__Description of the task__:
Note each line of the listing that contains the string "styles", and copy it.

* * *

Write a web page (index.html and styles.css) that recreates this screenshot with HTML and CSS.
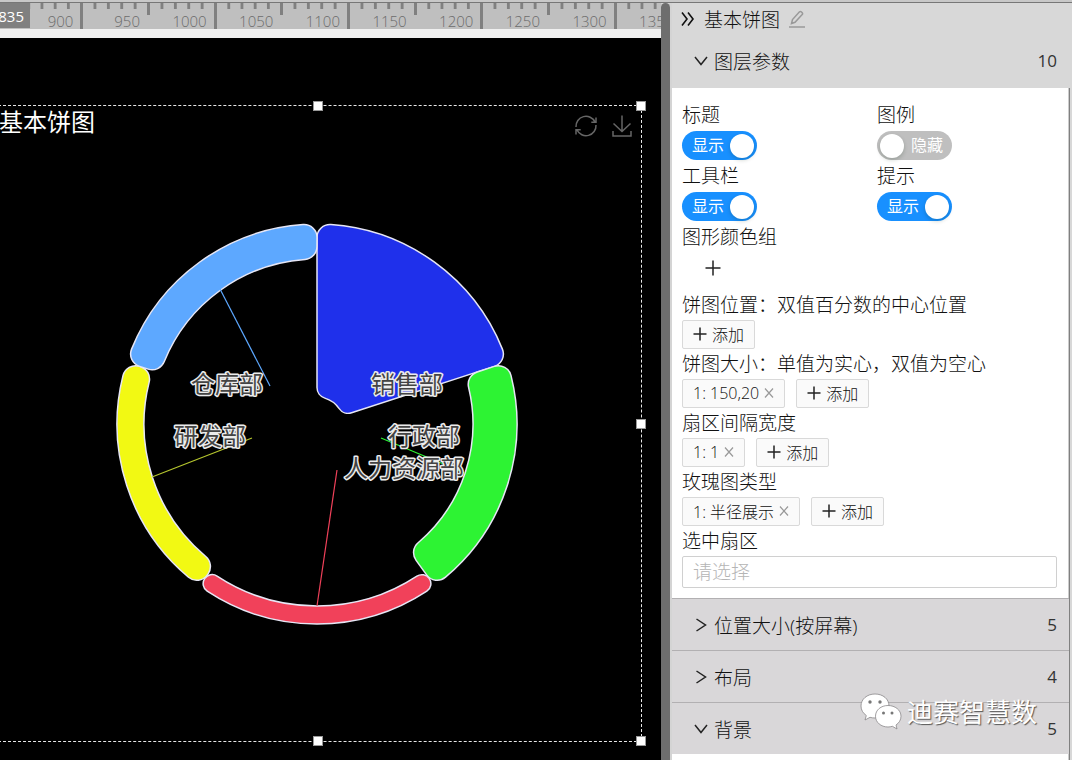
FILE: index.html
```html
<!DOCTYPE html>
<html lang="zh-CN">
<head>
<meta charset="utf-8">
<meta name="viewport" content="width=device-width, initial-scale=1">
<title>基本饼图</title>
<link rel="stylesheet" href="styles.css">
</head>
<body>
<div class="top-strip"></div>
<div class="workspace">
  <main class="editor">
    <div class="ruler">
      <div class="ruler-track">
        <span class="cell mid"></span><span class="cell major">900</span>
        <span class="cell mid">950</span><span class="cell major">1000</span>
        <span class="cell mid">1050</span><span class="cell major">1100</span>
        <span class="cell mid">1150</span><span class="cell major">1200</span>
        <span class="cell mid">1250</span><span class="cell major">1300</span>
        <span class="cell mid">1350</span><span class="cell major"></span>
      </div>
      <span class="ruler-badge">835</span>
    </div>
    <div class="canvas">
      <section class="frame">
        <header class="chart-head">
          <h1 class="chart-title">基本饼图</h1>
          <div class="chart-tools">
            <button class="icon-btn" type="button" aria-label="刷新">
              <svg width="24" height="24" viewBox="0 0 24 24" fill="none" stroke="currentColor" stroke-width="1.5"><path d="M2 13A10 10 0 0 1 21 8M22 11A10 10 0 0 1 3 16M22 3.500V8.300H17.300M2 20.500V15.700H6.700"/></svg>
            </button>
            <button class="icon-btn" type="button" aria-label="下载">
              <svg width="24" height="24" viewBox="0 0 24 24" fill="none" stroke="currentColor" stroke-width="1.500"><path d="M12 1.500V17M3.500 9.500L12 17.500L20.500 9.500M3 17V22H21V17"/></svg>
            </button>
          </div>
        </header>
        <svg class="chart" viewBox="-323 -318 647 635" role="img" aria-label="基本饼图">
          <g class="slices">
            <path fill="#1f30eb" d="M0-36.400V-186.500A13 13 0 0 1 13.900-199.500A200 200 0 0 1 185.400-74.900A13 13 0 0 1 177.400-57.600L34.600-11.200A11 11 0 0 1 22.200-15.400A27 27 0 0 0 7.800-25.900A11 11 0 0 1 0-36.400Z"/>
            <path fill="#2df333" transform="rotate(72)" d="M0-168.500V-186.500A13 13 0 0 1 13.900-199.500A200 200 0 0 1 185.400-74.900A13 13 0 0 1 177.400-57.600L160.300-52.100A13 13 0 0 1 144.200-59.500A156 156 0 0 0 12-155.500A13 13 0 0 1 0-168.500Z"/>
            <path fill="#f1415a" transform="rotate(144)" d="M0-190.800A9 9 0 0 1 9.400-199.800A200 200 0 0 1 187.100-70.700A9 9 0 0 1 181.500-59A9 9 0 0 1 170.200-64.300A182 182 0 0 0 8.600-181.800A9 9 0 0 1 0-190.800Z"/>
            <path fill="#f2f913" transform="rotate(216)" d="M0-185.500V-186.500A13 13 0 0 1 13.900-199.500A200 200 0 0 1 185.400-74.900A13 13 0 0 1 177.400-57.600L176.400-57.300A13 13 0 0 1 160.400-64.800A173 173 0 0 0 12.100-172.600A13 13 0 0 1 0-185.500Z"/>
            <path fill="#5da8ff" transform="rotate(288)" d="M0-177.500V-186.500A13 13 0 0 1 13.900-199.500A200 200 0 0 1 185.400-74.900A13 13 0 0 1 177.400-57.600L168.800-54.900A13 13 0 0 1 152.800-62.300A165 165 0 0 0 12-164.600A13 13 0 0 1 0-177.500Z"/>
          </g>
          <g class="leaders">
            <path stroke="#5da8ff" d="M-97-135L-47-38"/>
            <path stroke="#b5c62e" d="M-165 53L-65 14"/>
            <path stroke="#2df333" d="M64 14L148 49"/>
            <path stroke="#f1415a" d="M20 46L0 182"/>
          </g>
          <g class="slice-labels">
            <text x="54" y="-31">销售部</text>
            <text x="71" y="21">行政部</text>
            <text x="27" y="53">人力资源部</text>
            <text x="-143" y="21">研发部</text>
            <text x="-126" y="-31">仓库部</text>
          </g>
        </svg>
        <i class="handle n"></i><i class="handle ne"></i><i class="handle e"></i><i class="handle se"></i><i class="handle s"></i>
      </section>
    </div>
  </main>
  <div class="divider"><div class="divider-thumb"></div></div>
  <aside class="panel">
    <header class="panel-head">
      <button class="icon-btn" type="button" aria-label="收起">
        <svg width="15" height="16" viewBox="0 0 15 16" fill="none" stroke="currentColor" stroke-width="1.600"><path d="M1 1.500L6 8L1 14.500M7 1.500L12 8L7 14.500"/></svg>
      </button>
      <h2 class="panel-title">基本饼图</h2>
      <button class="icon-btn edit" type="button" aria-label="编辑">
        <svg width="18" height="18" viewBox="0 0 18 18" fill="none" stroke="currentColor" stroke-width="1.500"><path d="M1 17H17M3.500 13.500L4.500 9.500L11.500 1.800Q12.500 1 13.500 2L14.200 2.700Q15 3.700 14.200 4.600L7 12.300Z"/></svg>
      </button>
    </header>
    <button class="section-head first" type="button" aria-expanded="true">
      <svg class="chevron" width="14" height="14" viewBox="0 0 14 14"><path d="M1 3L7 10.500L13 3"/></svg>
      <span>图层参数</span><span class="count">10</span>
    </button>
    <div class="panel-body">
      <form class="form">
        <div class="switch-grid">
          <div class="field">
            <label class="label tall" for="sw-title">标题</label>
            <div class="switch"><input id="sw-title" type="checkbox" role="switch" checked><span>显示</span></div>
          </div>
          <div class="field">
            <label class="label tall" for="sw-legend">图例</label>
            <div class="switch off"><input id="sw-legend" type="checkbox" role="switch"><span>隐藏</span></div>
          </div>
          <div class="field">
            <label class="label tall" for="sw-tools">工具栏</label>
            <div class="switch"><input id="sw-tools" type="checkbox" role="switch" checked><span>显示</span></div>
          </div>
          <div class="field">
            <label class="label tall" for="sw-tip">提示</label>
            <div class="switch"><input id="sw-tip" type="checkbox" role="switch" checked><span>显示</span></div>
          </div>
        </div>
        <div class="label tall">图形颜色组</div>
        <button class="color-add" type="button" aria-label="添加颜色">
          <svg class="plus" width="16" height="16" viewBox="0 0 16 16"><path d="M8 0.500V15.500M0.500 8H15.500"/></svg>
        </button>
        <div class="label">饼图位置：双值百分数的中心位置</div>
        <div class="tags">
          <button class="tag add" type="button"><svg class="plus" width="14" height="14" viewBox="0 0 14 14"><path d="M7 0.500V13.500M0.500 7H13.500"/></svg>添加</button>
        </div>
        <div class="label">饼图大小：单值为实心，双值为空心</div>
        <div class="tags">
          <span class="tag">1: 150,20<button class="close" type="button" aria-label="删除"><svg width="10" height="10" viewBox="0 0 10 10"><path d="M1 0.500L9 9.500M9 0.500L1 9.500"/></svg></button></span>
          <button class="tag add" type="button"><svg class="plus" width="14" height="14" viewBox="0 0 14 14"><path d="M7 0.500V13.500M0.500 7H13.500"/></svg>添加</button>
        </div>
        <div class="label">扇区间隔宽度</div>
        <div class="tags">
          <span class="tag">1: 1<button class="close" type="button" aria-label="删除"><svg width="10" height="10" viewBox="0 0 10 10"><path d="M1 0.500L9 9.500M9 0.500L1 9.500"/></svg></button></span>
          <button class="tag add" type="button"><svg class="plus" width="14" height="14" viewBox="0 0 14 14"><path d="M7 0.500V13.500M0.500 7H13.500"/></svg>添加</button>
        </div>
        <div class="label">玫瑰图类型</div>
        <div class="tags">
          <span class="tag">1: 半径展示<button class="close" type="button" aria-label="删除"><svg width="10" height="10" viewBox="0 0 10 10"><path d="M1 0.500L9 9.500M9 0.500L1 9.500"/></svg></button></span>
          <button class="tag add" type="button"><svg class="plus" width="14" height="14" viewBox="0 0 14 14"><path d="M7 0.500V13.500M0.500 7H13.500"/></svg>添加</button>
        </div>
        <label class="label" for="picked">选中扇区</label>
        <input class="text-input" id="picked" type="text" placeholder="请选择">
      </form>
      <button class="section-head" type="button" aria-expanded="false">
        <svg class="chevron" width="14" height="14" viewBox="0 0 14 14"><path d="M2.500 1L11.500 7L2.500 13"/></svg>
        <span>位置大小(按屏幕)</span><span class="count">5</span>
      </button>
      <button class="section-head" type="button" aria-expanded="false">
        <svg class="chevron" width="14" height="14" viewBox="0 0 14 14"><path d="M2.500 1L11.500 7L2.500 13"/></svg>
        <span>布局</span><span class="count">4</span>
      </button>
      <button class="section-head" type="button" aria-expanded="true">
        <svg class="chevron" width="14" height="14" viewBox="0 0 14 14"><path d="M1 3L7 10.500L13 3"/></svg>
        <span>背景</span><span class="count">5</span>
      </button>
    </div>
    <div class="watermark">
      <svg width="42" height="38" viewBox="0 0 42 38">
        <path fill="#fff" stroke="#8a888a" stroke-width=".8" d="M15 1C7 1 1 6.200 1 13C1 17 3 20.200 6.300 22.500L5 27L10 24.300C11.600 24.800 13.300 25 15 25C23 25 29 20 29 13S23 1 15 1Z"/>
        <path fill="#fff" stroke="#8a888a" stroke-width=".8" d="M28 12.500C21 12.500 15.500 17 15.500 23.200S21 34 28 34C29.500 34 31 33.700 32.400 33.300L37 36L36 32C39 30 41 27 41 23.200C41 17 35 12.500 28 12.500Z"/>
        <g fill="#777"><circle cx="10" cy="9" r="1.700"/><circle cx="20" cy="9" r="1.700"/><circle cx="23.500" cy="20" r="1.500"/><circle cx="32" cy="20" r="1.500"/></g>
      </svg>
      <span>迪赛智慧数</span>
    </div>
  </aside>
</div>
</body>
</html>
```
FILE: styles.css
```css
* { box-sizing: border-box; }

body {
  margin: 0;
  height: 100vh;
  display: flex;
  flex-direction: column;
  overflow: hidden;
  font-family: "Open Sans", "Noto Sans CJK SC", sans-serif;
  font-weight: 300;
  font-size: 19px;
  color: #111;
  background: #d8d8d8;
}

button, input {
  font: inherit;
  color: inherit;
  margin: 0;
}

button {
  border: 0;
  padding: 0;
  background: none;
  cursor: pointer;
}

h1, h2 { margin: 0; font-weight: inherit; }

.top-strip {
  flex: none;
  height: 3px;
  background: #c8c8c8;
  border-bottom: 1px solid #777;
}

.workspace {
  flex: 1;
  min-height: 0;
  display: flex;
}

/* editor */
.editor {
  flex: 1;
  min-width: 0;
  display: flex;
  flex-direction: column;
  overflow: hidden;
}

.ruler {
  position: relative;
  flex: none;
  height: 35px;
  overflow: hidden;
  background: #bfbfbf;
  border-bottom: 9px solid #f0f0f0;
}

.ruler-track {
  display: grid;
  grid-template-columns: repeat(12, 1fr);
  width: 800px;
  height: 100%;
  margin-left: -50px;
}

.cell {
  padding: 6px 10px 0 0;
  text-align: right;
  font-size: 15px;
  line-height: 24px;
  color: #6c6c6c;
  background:
    linear-gradient(#808080, #808080) right top / 3px 12px no-repeat,
    linear-gradient(to left, #808080 3px, transparent 3px) left top / 20% 6px repeat-x;
}

.cell.major {
  background:
    linear-gradient(#808080, #808080) right top / 3px 100% no-repeat,
    linear-gradient(to left, #808080 3px, transparent 3px) left top / 20% 6px repeat-x;
}

.ruler-badge {
  position: absolute;
  left: 0;
  top: 0;
  width: 30px;
  height: 25px;
  padding-right: 6px;
  display: flex;
  justify-content: flex-end;
  font-size: 15px;
  font-weight: 400;
  line-height: 26px;
  color: #fff;
  background: #808080;
}

.canvas {
  position: relative;
  flex: 1;
  min-height: 0;
  overflow: hidden;
  background: #000;
}

.frame {
  position: absolute;
  top: 67px;
  right: 19px;
  bottom: 18px;
  width: 649px;
  display: grid;
  border: 1px dashed #e8e8e8;
}

.chart-head {
  grid-area: 1 / 1;
  align-self: start;
  display: flex;
  justify-content: space-between;
  padding: 0 7px 0 5px;
}

.chart-title {
  font-size: 24px;
  font-weight: 400;
  line-height: 32px;
  color: #fff;
}

.chart-tools {
  display: flex;
  gap: 12px;
  padding-top: 8px;
  color: #666;
}

.icon-btn, .close { display: flex; }

.chart {
  grid-area: 1 / 1;
  width: 100%;
  height: 100%;
  pointer-events: none;
}

.slices { stroke: #e6e6f5; stroke-width: 1.5; }
.leaders { fill: none; stroke-width: 1.2; }

.slice-labels {
  font-size: 24px;
  font-weight: 400;
  fill: #444;
  stroke: #ececec;
  stroke-width: 3;
  stroke-linejoin: round;
  paint-order: stroke;
}

.handle {
  position: absolute;
  width: 10px;
  height: 10px;
  background: #fff;
  border: 1px solid #999;
  transform: translate(-50%, -50%);
}

.n { left: 50%; top: 0; }
.ne { left: 100%; top: 0; }
.e { left: 100%; top: 50%; }
.se { left: 100%; top: 100%; }
.s { left: 50%; top: 100%; }

.divider {
  flex: none;
  width: 11px;
  padding-right: 2px;
  background: #d4d4d4;
}

.divider-thumb {
  height: 100%;
  background: #6e6e6e;
  border-radius: 5px 5px 0 0;
}

/* settings panel */
.panel {
  position: relative;
  flex: none;
  width: 400px;
  display: flex;
  flex-direction: column;
  background: #d8d8d8;
}

.panel-head {
  flex: none;
  display: flex;
  align-items: center;
  gap: 8px;
  height: 32px;
  padding-left: 9px;
}

.panel-title { font-size: 19px; }
.edit { color: #999; }

.section-head {
  display: flex;
  align-items: center;
  gap: 6px;
  width: 100%;
  height: 52px;
  padding: 0 12px 0 22px;
  border-top: 1px solid #b2b0b2;
  background: #d9d7d9;
  text-align: left;
}

.section-head.first {
  flex: none;
  height: 53px;
  padding: 0 15px 2px 22px;
  border-top: 0;
  background: #d8d8d8;
}

.count { margin-left: auto; font-size: 17px; font-weight: 400; color: #333; }

.chevron {
  fill: none;
  stroke: #222;
  stroke-width: 1.500;
}

.panel-body {
  flex: 1;
  min-height: 0;
  overflow: hidden;
  background: #fff;
  border-right: 1px solid #808080;
  margin-right: 2px;
  box-shadow: inset -1px 0 #ccc;
}

.form {
  display: flex;
  flex-direction: column;
  padding: 11px 12px 10px 10px;
}

.switch-grid {
  display: grid;
  grid-template-columns: 1fr 1fr;
  column-gap: 15px;
}

.field { display: flex; flex-direction: column; }

.label {
  display: block;
  line-height: 30px;
  white-space: nowrap;
}

.label.tall { line-height: 32px; }

.switch {
  position: relative;
  width: 75px;
  height: 29px;
}

.switch input {
  appearance: none;
  display: flex;
  justify-content: flex-end;
  align-items: center;
  width: 100%;
  height: 100%;
  padding: 0 3px;
  border-radius: 15px;
  background: #bfbfbf;
}

.switch input:checked { background: #1890ff; }
.switch.off input { justify-content: flex-start; }

.switch input::before {
  content: "";
  width: 24px;
  height: 24px;
  border-radius: 50%;
  background: #fff;
  box-shadow: 0 2px 4px rgba(0, 35, 11, .2);
}

.switch span {
  position: absolute;
  left: 10px;
  top: 0;
  font-size: 16px;
  font-weight: 400;
  line-height: 29px;
  color: #fff;
  pointer-events: none;
}

.switch.off span { left: auto; right: 9px; }

.color-add {
  display: flex;
  align-items: center;
  justify-content: center;
  width: 62px;
  height: 30px;
  margin-bottom: 7px;
}

.plus {
  fill: none;
  stroke: #222;
  stroke-width: 1.500;
}

.tags { display: flex; gap: 11px; }

.tag {
  display: flex;
  align-items: center;
  gap: 5px;
  height: 29px;
  padding: 0 10px 1px 10px;
  border: 1px solid #d9d9d9;
  border-radius: 2px;
  background: #fafafa;
  font-size: 16px;
  white-space: nowrap;
}

.close svg { fill: none; stroke: #999; stroke-width: 1.200; }

.text-input {
  width: 100%;
  height: 32px;
  padding: 0 10px;
  border: 1px solid #d0d0d0;
  border-radius: 2px;
  background: #fff;
}

.text-input::placeholder { color: #b5b5b5; opacity: 1; }

.watermark {
  position: absolute;
  right: 35px;
  bottom: 29px;
  display: flex;
  align-items: center;
  gap: 5px;
  font-size: 26px;
  font-weight: 400;
  line-height: 38px;
  color: #fff;
  text-shadow: 1px 1px 1px #555;
  pointer-events: none;
}
```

* * *

__Exercise answer__:
Write a web page (index.html and styles.css) that recreates this screenshot with HTML and CSS.
<link rel="stylesheet" href="styles.css">
FILE: styles.css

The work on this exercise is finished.